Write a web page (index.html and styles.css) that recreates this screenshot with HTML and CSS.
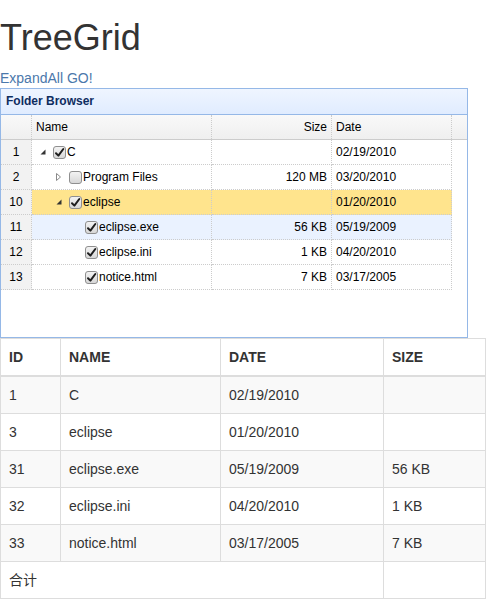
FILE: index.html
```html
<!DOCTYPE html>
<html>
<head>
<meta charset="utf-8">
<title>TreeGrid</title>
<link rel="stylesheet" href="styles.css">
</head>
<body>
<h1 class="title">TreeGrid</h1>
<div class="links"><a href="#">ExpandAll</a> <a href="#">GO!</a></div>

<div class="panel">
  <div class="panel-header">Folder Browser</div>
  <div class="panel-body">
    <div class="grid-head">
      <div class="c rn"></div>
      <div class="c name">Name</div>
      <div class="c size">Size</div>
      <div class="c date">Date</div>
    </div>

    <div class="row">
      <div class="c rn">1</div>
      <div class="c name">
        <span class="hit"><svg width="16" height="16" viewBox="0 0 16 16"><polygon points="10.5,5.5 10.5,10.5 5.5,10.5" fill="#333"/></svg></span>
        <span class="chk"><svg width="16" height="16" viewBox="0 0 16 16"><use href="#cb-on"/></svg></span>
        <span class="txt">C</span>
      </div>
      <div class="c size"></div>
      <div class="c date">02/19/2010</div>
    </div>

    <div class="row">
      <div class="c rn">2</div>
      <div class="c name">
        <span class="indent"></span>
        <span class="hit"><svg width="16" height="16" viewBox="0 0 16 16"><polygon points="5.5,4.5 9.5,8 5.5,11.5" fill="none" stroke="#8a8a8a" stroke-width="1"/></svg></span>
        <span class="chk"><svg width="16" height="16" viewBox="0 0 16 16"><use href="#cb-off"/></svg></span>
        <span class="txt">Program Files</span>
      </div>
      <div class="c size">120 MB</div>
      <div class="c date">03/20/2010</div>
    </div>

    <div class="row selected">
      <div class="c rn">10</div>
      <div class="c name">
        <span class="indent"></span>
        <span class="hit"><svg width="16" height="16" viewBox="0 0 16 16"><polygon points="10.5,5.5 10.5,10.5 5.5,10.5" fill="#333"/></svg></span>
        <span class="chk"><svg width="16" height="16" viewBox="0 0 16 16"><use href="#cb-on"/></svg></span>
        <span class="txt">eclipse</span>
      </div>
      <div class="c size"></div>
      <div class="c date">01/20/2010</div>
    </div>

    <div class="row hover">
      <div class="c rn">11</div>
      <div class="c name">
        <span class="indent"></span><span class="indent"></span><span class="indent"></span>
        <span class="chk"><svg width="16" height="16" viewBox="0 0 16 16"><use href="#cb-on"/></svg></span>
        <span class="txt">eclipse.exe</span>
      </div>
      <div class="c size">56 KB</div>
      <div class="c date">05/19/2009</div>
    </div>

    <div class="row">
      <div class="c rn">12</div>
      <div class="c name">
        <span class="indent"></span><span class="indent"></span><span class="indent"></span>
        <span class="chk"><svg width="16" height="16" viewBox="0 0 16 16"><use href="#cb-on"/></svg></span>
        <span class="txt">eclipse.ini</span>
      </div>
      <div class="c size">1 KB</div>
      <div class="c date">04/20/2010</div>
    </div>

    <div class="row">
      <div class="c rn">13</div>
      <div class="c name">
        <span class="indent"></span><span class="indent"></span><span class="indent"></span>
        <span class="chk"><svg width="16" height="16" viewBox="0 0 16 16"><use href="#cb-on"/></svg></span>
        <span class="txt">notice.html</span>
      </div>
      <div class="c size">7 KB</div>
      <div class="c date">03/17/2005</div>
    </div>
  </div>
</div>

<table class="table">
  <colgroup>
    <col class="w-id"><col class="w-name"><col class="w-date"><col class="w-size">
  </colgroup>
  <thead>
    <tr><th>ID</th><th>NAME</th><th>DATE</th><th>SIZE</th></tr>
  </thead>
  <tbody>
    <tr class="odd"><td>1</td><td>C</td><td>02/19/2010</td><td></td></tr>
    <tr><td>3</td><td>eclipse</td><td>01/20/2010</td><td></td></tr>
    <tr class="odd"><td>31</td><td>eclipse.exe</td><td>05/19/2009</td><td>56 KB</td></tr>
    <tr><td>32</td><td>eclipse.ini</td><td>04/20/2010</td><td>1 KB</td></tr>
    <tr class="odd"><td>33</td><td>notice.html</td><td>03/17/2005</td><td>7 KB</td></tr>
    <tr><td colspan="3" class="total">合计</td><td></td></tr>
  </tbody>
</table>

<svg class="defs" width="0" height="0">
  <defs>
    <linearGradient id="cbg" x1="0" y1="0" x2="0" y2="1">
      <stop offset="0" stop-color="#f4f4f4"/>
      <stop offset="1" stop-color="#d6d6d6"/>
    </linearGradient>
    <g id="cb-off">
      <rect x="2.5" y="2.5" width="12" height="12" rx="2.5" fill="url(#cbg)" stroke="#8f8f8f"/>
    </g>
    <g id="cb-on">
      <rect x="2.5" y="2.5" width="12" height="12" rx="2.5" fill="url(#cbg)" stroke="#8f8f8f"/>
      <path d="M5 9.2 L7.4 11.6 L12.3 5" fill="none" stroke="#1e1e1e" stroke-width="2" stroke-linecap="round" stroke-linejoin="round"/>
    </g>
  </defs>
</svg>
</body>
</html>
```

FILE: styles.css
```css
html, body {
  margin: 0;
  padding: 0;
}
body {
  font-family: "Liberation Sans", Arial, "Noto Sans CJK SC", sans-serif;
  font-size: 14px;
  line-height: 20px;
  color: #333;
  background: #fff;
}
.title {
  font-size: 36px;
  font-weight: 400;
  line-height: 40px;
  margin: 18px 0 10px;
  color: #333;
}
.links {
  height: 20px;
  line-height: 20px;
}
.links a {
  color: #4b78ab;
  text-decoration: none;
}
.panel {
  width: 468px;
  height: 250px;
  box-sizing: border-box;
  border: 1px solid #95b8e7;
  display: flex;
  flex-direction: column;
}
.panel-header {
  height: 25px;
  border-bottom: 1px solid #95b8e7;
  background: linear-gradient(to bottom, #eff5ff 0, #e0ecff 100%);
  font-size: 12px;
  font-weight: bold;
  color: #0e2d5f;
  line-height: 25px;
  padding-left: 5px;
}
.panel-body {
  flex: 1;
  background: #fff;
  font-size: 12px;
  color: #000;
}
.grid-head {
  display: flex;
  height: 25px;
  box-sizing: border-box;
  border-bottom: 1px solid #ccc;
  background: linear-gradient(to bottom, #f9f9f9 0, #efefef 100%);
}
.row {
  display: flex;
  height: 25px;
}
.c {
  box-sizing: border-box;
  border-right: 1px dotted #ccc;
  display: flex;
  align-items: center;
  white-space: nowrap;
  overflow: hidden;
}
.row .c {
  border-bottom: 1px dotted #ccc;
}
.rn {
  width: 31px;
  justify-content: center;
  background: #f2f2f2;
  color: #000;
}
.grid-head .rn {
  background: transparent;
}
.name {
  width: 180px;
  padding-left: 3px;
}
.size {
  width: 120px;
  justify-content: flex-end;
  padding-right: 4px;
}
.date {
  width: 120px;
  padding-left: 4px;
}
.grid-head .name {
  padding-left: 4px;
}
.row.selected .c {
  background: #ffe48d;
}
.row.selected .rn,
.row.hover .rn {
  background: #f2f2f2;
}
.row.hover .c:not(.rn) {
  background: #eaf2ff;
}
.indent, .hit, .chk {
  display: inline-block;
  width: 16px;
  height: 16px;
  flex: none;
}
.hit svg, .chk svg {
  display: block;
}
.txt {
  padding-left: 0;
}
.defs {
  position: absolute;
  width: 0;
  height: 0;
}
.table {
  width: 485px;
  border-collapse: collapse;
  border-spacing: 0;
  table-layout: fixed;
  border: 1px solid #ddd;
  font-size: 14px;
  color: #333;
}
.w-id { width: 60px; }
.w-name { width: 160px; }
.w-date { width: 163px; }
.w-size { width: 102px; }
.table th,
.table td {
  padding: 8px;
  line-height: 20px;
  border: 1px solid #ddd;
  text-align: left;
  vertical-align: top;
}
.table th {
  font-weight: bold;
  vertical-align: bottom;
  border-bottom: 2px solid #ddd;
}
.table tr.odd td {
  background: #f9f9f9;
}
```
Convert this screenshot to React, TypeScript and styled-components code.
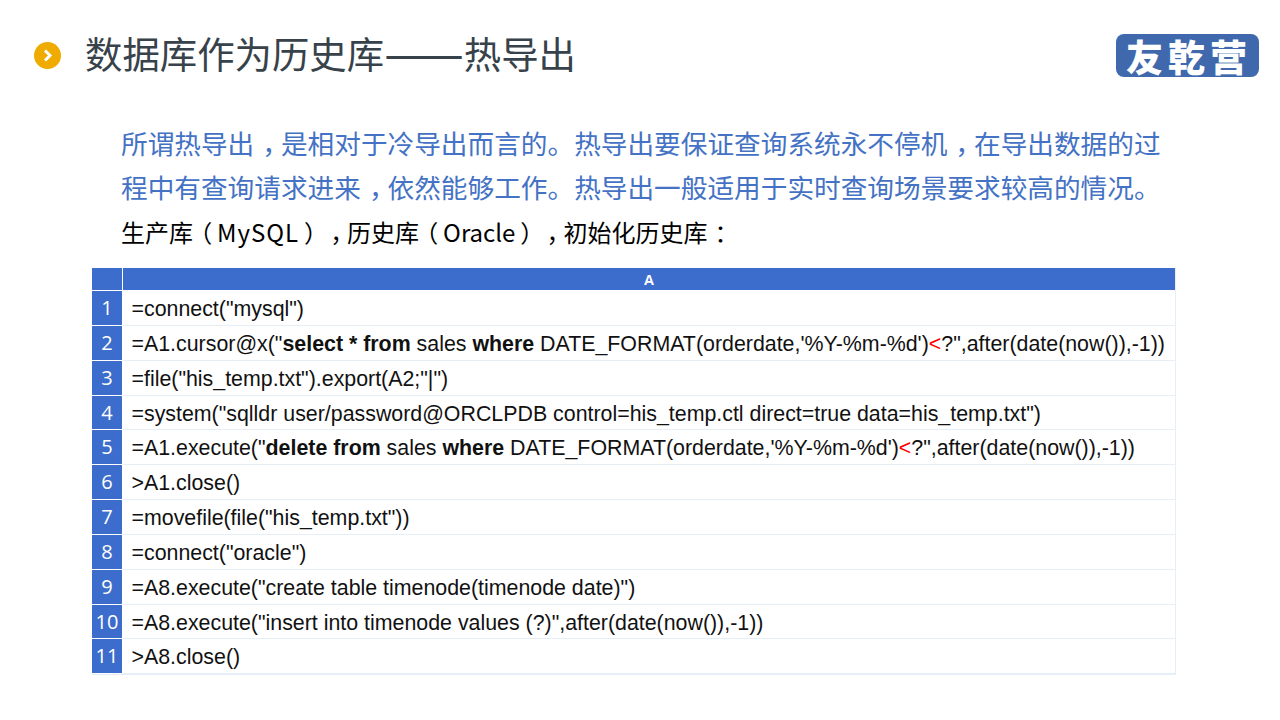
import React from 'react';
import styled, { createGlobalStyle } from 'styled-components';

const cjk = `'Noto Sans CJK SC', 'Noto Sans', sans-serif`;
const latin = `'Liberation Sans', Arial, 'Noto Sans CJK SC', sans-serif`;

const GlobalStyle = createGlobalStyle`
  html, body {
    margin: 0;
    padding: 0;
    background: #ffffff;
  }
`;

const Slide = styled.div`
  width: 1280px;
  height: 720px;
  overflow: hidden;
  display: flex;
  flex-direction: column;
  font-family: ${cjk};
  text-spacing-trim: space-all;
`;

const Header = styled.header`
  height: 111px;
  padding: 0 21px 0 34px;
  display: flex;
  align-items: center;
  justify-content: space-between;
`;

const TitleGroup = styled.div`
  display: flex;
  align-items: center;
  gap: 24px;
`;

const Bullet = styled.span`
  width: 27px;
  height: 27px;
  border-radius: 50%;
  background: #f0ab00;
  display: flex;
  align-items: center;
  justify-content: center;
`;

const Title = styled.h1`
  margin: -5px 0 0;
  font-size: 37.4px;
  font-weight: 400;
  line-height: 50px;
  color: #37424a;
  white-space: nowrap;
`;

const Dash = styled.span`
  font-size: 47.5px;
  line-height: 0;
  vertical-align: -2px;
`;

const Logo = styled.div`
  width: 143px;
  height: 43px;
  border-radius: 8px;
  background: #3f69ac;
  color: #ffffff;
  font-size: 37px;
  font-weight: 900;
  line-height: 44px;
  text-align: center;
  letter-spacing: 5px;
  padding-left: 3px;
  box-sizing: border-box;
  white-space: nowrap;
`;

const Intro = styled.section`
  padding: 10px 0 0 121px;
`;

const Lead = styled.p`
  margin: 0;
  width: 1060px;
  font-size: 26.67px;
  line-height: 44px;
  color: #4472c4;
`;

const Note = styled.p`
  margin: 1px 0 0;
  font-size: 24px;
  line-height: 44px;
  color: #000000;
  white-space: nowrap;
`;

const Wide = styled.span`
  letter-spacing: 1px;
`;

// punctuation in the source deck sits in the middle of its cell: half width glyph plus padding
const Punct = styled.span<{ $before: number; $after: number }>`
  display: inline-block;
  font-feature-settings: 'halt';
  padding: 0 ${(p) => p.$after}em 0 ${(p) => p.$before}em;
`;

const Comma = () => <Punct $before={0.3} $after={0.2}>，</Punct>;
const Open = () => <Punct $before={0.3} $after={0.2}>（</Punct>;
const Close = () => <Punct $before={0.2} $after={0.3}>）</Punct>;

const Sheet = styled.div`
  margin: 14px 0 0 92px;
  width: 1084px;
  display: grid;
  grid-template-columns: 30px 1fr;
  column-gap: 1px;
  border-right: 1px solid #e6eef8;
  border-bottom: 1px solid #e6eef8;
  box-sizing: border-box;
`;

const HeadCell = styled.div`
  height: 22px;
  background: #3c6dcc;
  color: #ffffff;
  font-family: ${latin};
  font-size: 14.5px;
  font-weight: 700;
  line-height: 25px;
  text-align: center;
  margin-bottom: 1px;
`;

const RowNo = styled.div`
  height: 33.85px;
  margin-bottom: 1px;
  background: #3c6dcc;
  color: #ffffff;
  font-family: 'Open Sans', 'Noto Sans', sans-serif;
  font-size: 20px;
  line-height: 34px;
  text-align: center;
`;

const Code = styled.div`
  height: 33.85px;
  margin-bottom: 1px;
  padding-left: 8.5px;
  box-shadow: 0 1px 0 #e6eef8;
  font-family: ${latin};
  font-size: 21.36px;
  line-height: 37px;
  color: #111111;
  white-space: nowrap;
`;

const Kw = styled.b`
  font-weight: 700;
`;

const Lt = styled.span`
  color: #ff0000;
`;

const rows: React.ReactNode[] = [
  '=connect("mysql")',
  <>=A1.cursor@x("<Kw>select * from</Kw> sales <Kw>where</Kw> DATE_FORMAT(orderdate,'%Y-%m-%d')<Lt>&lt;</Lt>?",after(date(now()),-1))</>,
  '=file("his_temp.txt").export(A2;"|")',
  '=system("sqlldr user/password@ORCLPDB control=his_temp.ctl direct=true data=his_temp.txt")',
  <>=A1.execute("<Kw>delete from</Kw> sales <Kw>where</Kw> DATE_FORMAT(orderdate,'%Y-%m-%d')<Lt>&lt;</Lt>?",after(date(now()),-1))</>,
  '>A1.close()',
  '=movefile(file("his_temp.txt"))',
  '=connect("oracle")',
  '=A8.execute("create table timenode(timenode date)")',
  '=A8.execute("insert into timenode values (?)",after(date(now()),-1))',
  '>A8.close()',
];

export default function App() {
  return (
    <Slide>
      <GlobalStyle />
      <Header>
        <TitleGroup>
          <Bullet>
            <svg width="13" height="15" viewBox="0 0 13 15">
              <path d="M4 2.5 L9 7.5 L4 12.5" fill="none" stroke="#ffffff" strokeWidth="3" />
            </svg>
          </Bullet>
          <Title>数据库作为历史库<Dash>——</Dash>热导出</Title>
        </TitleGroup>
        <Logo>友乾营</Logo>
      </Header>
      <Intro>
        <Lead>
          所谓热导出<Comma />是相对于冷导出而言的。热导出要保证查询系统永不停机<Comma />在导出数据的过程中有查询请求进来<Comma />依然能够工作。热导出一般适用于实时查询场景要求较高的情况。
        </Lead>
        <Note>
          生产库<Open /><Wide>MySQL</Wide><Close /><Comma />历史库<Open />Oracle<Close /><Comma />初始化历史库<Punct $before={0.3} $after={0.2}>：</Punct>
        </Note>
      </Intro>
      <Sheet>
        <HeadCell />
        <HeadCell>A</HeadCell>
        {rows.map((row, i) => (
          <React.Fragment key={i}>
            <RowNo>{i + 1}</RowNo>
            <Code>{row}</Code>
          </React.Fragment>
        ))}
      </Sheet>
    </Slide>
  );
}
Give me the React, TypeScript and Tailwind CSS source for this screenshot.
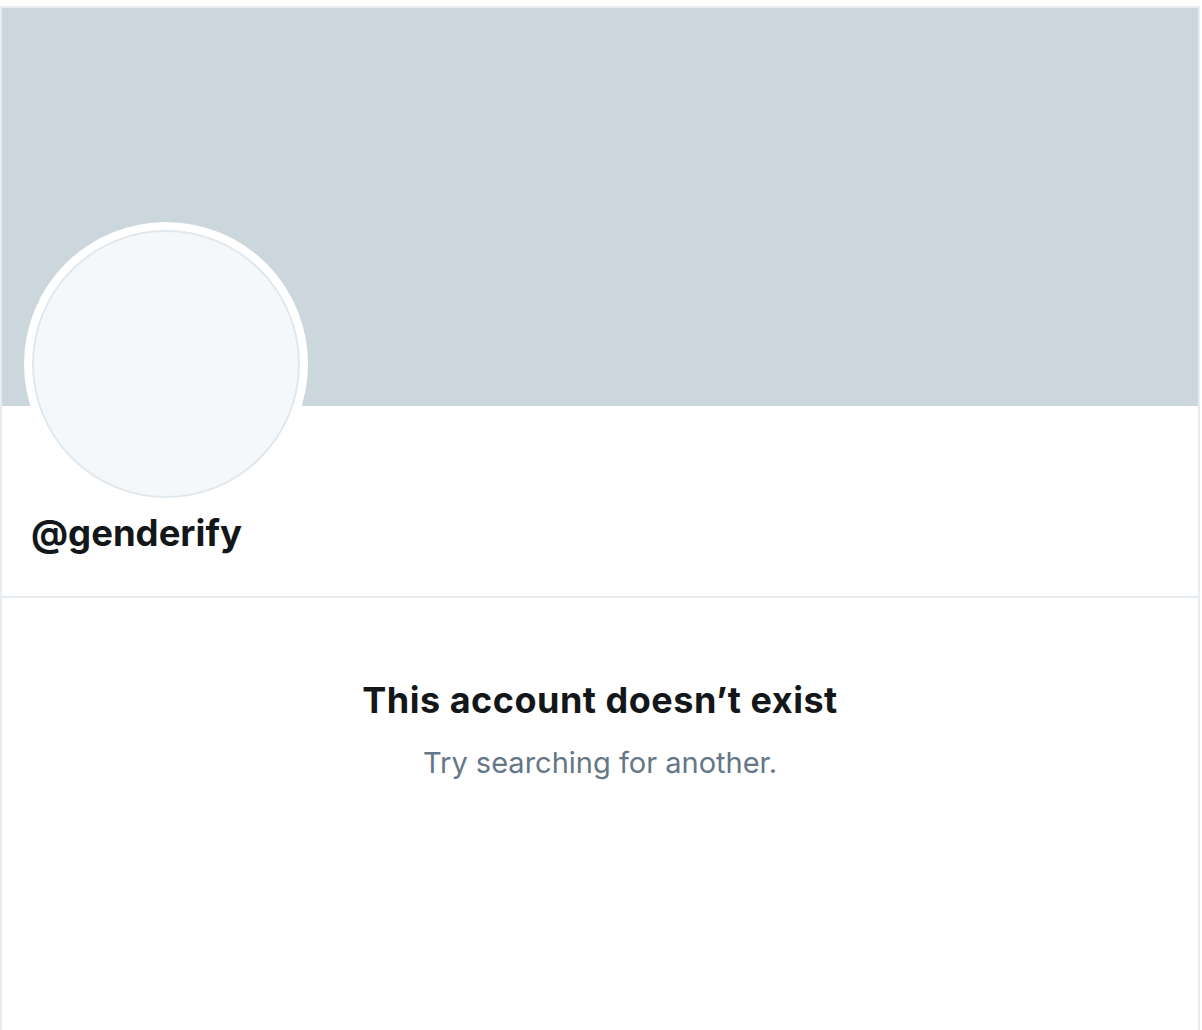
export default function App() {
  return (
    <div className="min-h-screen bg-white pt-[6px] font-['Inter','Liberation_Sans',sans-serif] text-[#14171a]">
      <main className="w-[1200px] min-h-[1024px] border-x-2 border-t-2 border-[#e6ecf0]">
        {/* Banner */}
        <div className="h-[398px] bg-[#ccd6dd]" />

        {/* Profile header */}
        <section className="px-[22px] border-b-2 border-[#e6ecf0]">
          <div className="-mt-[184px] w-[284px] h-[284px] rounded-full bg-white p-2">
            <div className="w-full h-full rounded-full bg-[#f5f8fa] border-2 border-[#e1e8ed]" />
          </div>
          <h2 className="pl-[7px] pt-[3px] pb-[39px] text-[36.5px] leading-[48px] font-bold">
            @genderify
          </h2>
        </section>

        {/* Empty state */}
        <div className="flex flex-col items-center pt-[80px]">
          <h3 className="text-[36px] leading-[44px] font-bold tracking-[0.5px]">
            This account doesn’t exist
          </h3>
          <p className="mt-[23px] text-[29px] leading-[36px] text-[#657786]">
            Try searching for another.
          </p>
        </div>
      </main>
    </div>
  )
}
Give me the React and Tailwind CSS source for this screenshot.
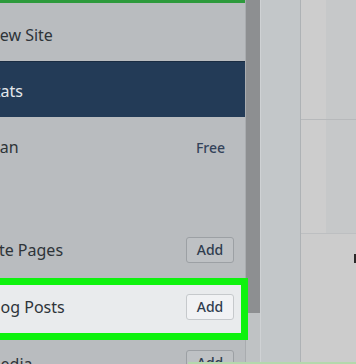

▶ _WHAT YOU NEED TO DO_
Using the listing above, copy exactly the lines from the one that contains "Give me the React, TypeScript" through its last line, both included, but not the pictures.

▶ _ANSWER BELOW_
Give me the React, TypeScript and Tailwind CSS source for this screenshot.
export default function App() {
  return (
    <div className="min-h-screen bg-white pt-[6px] font-['Inter','Liberation_Sans',sans-serif] text-[#14171a]">
      <main className="w-[1200px] min-h-[1024px] border-x-2 border-t-2 border-[#e6ecf0]">
        {/* Banner */}
        <div className="h-[398px] bg-[#ccd6dd]" />

        {/* Profile header */}
        <section className="px-[22px] border-b-2 border-[#e6ecf0]">
          <div className="-mt-[184px] w-[284px] h-[284px] rounded-full bg-white p-2">
            <div className="w-full h-full rounded-full bg-[#f5f8fa] border-2 border-[#e1e8ed]" />
          </div>
          <h2 className="pl-[7px] pt-[3px] pb-[39px] text-[36.5px] leading-[48px] font-bold">
            @genderify
          </h2>
        </section>

        {/* Empty state */}
        <div className="flex flex-col items-center pt-[80px]">
          <h3 className="text-[36px] leading-[44px] font-bold tracking-[0.5px]">
            This account doesn’t exist
          </h3>
          <p className="mt-[23px] text-[29px] leading-[36px] text-[#657786]">
            Try searching for another.
          </p>
        </div>
      </main>
    </div>
  )
}
Give me the React and Tailwind CSS source for this screenshot.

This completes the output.